WRITTEN INSTRUCTION: Transcribe the listing that follows in full, omitting pictures.

RECORDS FOR THE EXERCISE:
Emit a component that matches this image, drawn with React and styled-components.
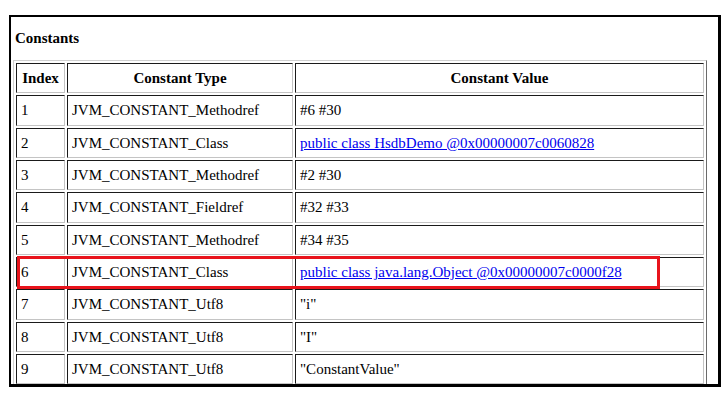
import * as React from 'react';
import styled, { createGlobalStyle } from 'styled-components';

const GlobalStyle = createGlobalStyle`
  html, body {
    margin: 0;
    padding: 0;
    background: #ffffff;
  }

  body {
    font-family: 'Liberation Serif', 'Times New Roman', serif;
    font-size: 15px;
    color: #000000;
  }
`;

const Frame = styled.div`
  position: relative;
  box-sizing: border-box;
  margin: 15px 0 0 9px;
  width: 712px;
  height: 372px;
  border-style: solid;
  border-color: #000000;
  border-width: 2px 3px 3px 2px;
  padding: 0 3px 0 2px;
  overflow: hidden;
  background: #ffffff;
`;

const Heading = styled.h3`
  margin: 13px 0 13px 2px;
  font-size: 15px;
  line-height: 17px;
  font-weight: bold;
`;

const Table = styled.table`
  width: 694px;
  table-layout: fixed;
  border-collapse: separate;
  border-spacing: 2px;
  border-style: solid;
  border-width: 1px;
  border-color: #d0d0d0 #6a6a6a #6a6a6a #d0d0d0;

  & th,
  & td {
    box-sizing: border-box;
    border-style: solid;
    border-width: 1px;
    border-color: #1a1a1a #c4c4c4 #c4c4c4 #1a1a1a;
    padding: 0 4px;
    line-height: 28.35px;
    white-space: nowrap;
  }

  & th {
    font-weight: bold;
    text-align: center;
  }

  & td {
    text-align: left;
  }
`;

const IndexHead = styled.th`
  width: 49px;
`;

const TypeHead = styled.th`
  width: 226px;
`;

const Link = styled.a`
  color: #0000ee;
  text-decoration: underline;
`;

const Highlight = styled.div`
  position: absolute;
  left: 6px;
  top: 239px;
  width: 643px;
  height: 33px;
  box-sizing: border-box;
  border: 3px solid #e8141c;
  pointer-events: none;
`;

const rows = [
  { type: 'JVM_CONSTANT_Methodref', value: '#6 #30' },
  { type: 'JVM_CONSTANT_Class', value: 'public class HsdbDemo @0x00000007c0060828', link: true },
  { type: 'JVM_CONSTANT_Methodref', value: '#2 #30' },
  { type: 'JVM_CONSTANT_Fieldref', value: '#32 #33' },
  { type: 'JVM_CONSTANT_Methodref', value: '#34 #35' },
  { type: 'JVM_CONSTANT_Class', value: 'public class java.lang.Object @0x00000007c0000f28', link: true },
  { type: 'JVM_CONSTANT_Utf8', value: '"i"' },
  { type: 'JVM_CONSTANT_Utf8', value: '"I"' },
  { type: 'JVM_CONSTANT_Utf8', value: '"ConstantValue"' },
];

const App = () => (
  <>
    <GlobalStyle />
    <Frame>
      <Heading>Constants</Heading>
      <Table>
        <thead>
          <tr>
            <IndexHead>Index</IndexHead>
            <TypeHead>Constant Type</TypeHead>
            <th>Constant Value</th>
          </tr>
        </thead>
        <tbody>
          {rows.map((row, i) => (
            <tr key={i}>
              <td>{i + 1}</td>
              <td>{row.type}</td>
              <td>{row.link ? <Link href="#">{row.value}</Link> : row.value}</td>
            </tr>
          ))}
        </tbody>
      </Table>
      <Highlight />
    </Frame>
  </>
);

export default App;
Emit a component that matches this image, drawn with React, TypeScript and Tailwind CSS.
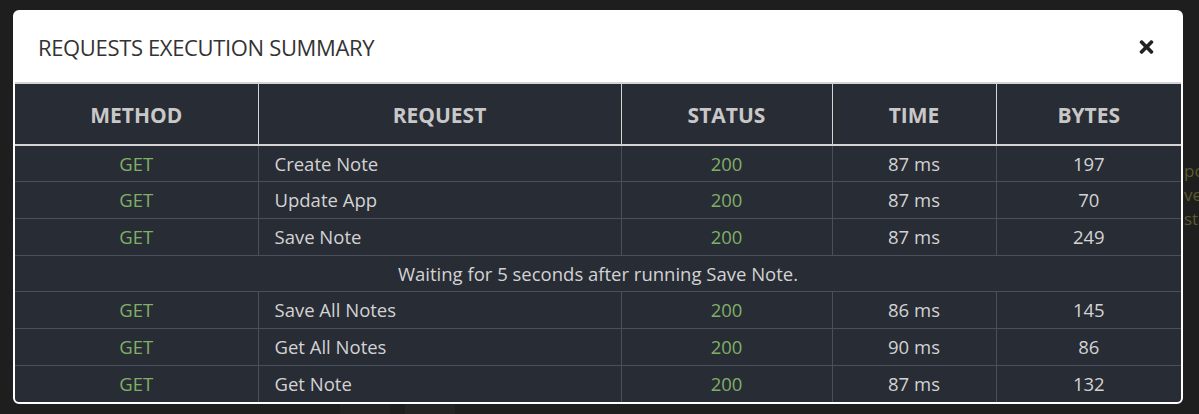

SOLUTION:
Emit a component that matches this image, drawn with React and styled-components.
import * as React from 'react';
import styled, { createGlobalStyle } from 'styled-components';

const GlobalStyle = createGlobalStyle`
  html, body {
    margin: 0;
    padding: 0;
    background: #ffffff;
  }

  body {
    font-family: 'Liberation Serif', 'Times New Roman', serif;
    font-size: 15px;
    color: #000000;
  }
`;

const Frame = styled.div`
  position: relative;
  box-sizing: border-box;
  margin: 15px 0 0 9px;
  width: 712px;
  height: 372px;
  border-style: solid;
  border-color: #000000;
  border-width: 2px 3px 3px 2px;
  padding: 0 3px 0 2px;
  overflow: hidden;
  background: #ffffff;
`;

const Heading = styled.h3`
  margin: 13px 0 13px 2px;
  font-size: 15px;
  line-height: 17px;
  font-weight: bold;
`;

const Table = styled.table`
  width: 694px;
  table-layout: fixed;
  border-collapse: separate;
  border-spacing: 2px;
  border-style: solid;
  border-width: 1px;
  border-color: #d0d0d0 #6a6a6a #6a6a6a #d0d0d0;

  & th,
  & td {
    box-sizing: border-box;
    border-style: solid;
    border-width: 1px;
    border-color: #1a1a1a #c4c4c4 #c4c4c4 #1a1a1a;
    padding: 0 4px;
    line-height: 28.35px;
    white-space: nowrap;
  }

  & th {
    font-weight: bold;
    text-align: center;
  }

  & td {
    text-align: left;
  }
`;

const IndexHead = styled.th`
  width: 49px;
`;

const TypeHead = styled.th`
  width: 226px;
`;

const Link = styled.a`
  color: #0000ee;
  text-decoration: underline;
`;

const Highlight = styled.div`
  position: absolute;
  left: 6px;
  top: 239px;
  width: 643px;
  height: 33px;
  box-sizing: border-box;
  border: 3px solid #e8141c;
  pointer-events: none;
`;

const rows = [
  { type: 'JVM_CONSTANT_Methodref', value: '#6 #30' },
  { type: 'JVM_CONSTANT_Class', value: 'public class HsdbDemo @0x00000007c0060828', link: true },
  { type: 'JVM_CONSTANT_Methodref', value: '#2 #30' },
  { type: 'JVM_CONSTANT_Fieldref', value: '#32 #33' },
  { type: 'JVM_CONSTANT_Methodref', value: '#34 #35' },
  { type: 'JVM_CONSTANT_Class', value: 'public class java.lang.Object @0x00000007c0000f28', link: true },
  { type: 'JVM_CONSTANT_Utf8', value: '"i"' },
  { type: 'JVM_CONSTANT_Utf8', value: '"I"' },
  { type: 'JVM_CONSTANT_Utf8', value: '"ConstantValue"' },
];

const App = () => (
  <>
    <GlobalStyle />
    <Frame>
      <Heading>Constants</Heading>
      <Table>
        <thead>
          <tr>
            <IndexHead>Index</IndexHead>
            <TypeHead>Constant Type</TypeHead>
            <th>Constant Value</th>
          </tr>
        </thead>
        <tbody>
          {rows.map((row, i) => (
            <tr key={i}>
              <td>{i + 1}</td>
              <td>{row.type}</td>
              <td>{row.link ? <Link href="#">{row.value}</Link> : row.value}</td>
            </tr>
          ))}
        </tbody>
      </Table>
      <Highlight />
    </Frame>
  </>
);

export default App;
Emit a component that matches this image, drawn with React, TypeScript and Tailwind CSS.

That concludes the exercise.